Balázs Gercsák

Personal information
- Full name: Balázs Gercsák
- National team: Hungary
- Born: 14 October 1986 (age 39) Budapest, Hungary
- Height: 1.78 m (5 ft 10 in)
- Weight: 70 kg (150 lb)

Sport
- Sport: Swimming
- Strokes: Freestyle
- Club: Jövő SC (HUN)
- College team: University of Florida (U.S.)
- Coach: Gábor Poszgai (HUN)

= Balázs Gercsák =

Hungarian swimmer (born 1986)

Balázs Gercsák (born 14 October 1986) is a Hungarian swimmer, who specialized in freestyle events. Gercsak is a former member of the Florida Gators, and a graduate of digital media productions at the University of Florida in Gainesville, Florida. He is also the brother of open water swimmer Csaba Gercsák, who won the bronze medal in the 25 km marathon at the 2011 FINA World Championships in Shanghai, China.

Gercsak made his first Hungarian team at the 2004 Summer Olympics in Athens, where he competed in the men's 4 × 200 m freestyle relay, along with his teammates Balázs Makány, Tamás Szűcs, and four-time Olympian Tamás Kerékjártó. Swimming the second leg in heat two, Gercsak recorded a split of 1:54.03, but the Hungarians rounded out the field to last place and sixteenth overall with a final time of 7:31.78.

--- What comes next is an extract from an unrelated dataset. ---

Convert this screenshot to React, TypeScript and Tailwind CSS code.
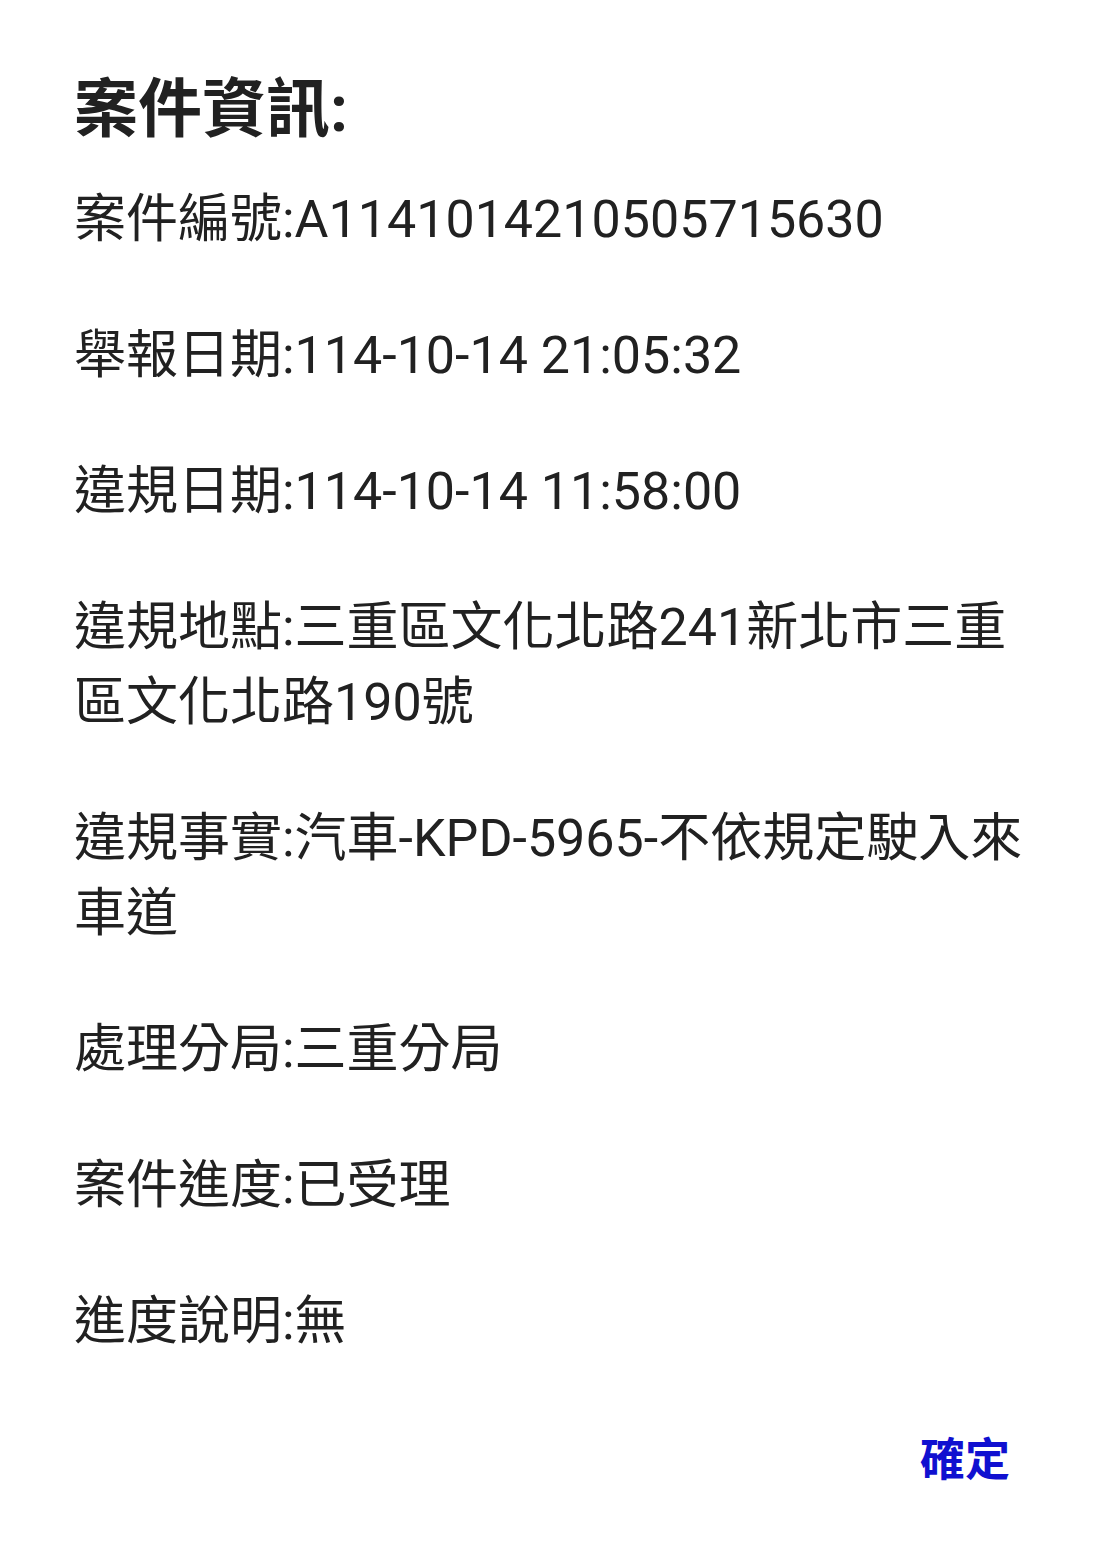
const rows: string[] = [
  "案件編號:A1141014210505715630",
  "舉報日期:114-10-14 21:05:32",
  "違規日期:114-10-14 11:58:00",
  "違規地點:三重區文化北路241新北市三重區文化北路190號",
  "違規事實:汽車-KPD-5965-不依規定駛入來車道",
  "處理分局:三重分局",
  "案件進度:已受理",
  "進度說明:無",
];

export default function App() {
  return (
    <div
      className="min-h-[1553px] w-[1101px] bg-white text-[#212121]"
      style={{ fontFamily: '"Roboto", "Noto Sans CJK TC", sans-serif' }}
    >
      <div className="pl-[74px] pt-[70px]">
        <h1 className="text-[64px] font-bold leading-[80px]">案件資訊:</h1>
        <div className="mt-[32px] flex w-[966px] flex-col gap-[61px]">
          {rows.map((r) => (
            <p key={r} className="text-[52px] leading-[75px] break-all">
              {r}
            </p>
          ))}
        </div>
      </div>
      <div className="mt-[72px] flex justify-end pr-[91px]">
        <button className="text-[45px] font-bold leading-[60px] text-[#1010d0]">確定</button>
      </div>
    </div>
  );
}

At the 2008 Summer Olympics in Beijing, Gercsak competed as an individual swimmer in the men's 400 m freestyle. Leading up to his second Games, he posted a lifetime best and FINA B-standard entry time of 3:52.21 at the Hungarian National Trials in Budapest. He challenged six other swimmers on the second heat, including Greece's Spyridon Gianniotis, Switzerland's Dominik Meichtry, and South Africa's Jean Basson. Gercsak finished his heat in sixth place by more than a second behind Basson with a time of 3:54.14. Gercsak, however, failed to advance into the final, as he placed thirty-second overall in the preliminary heats.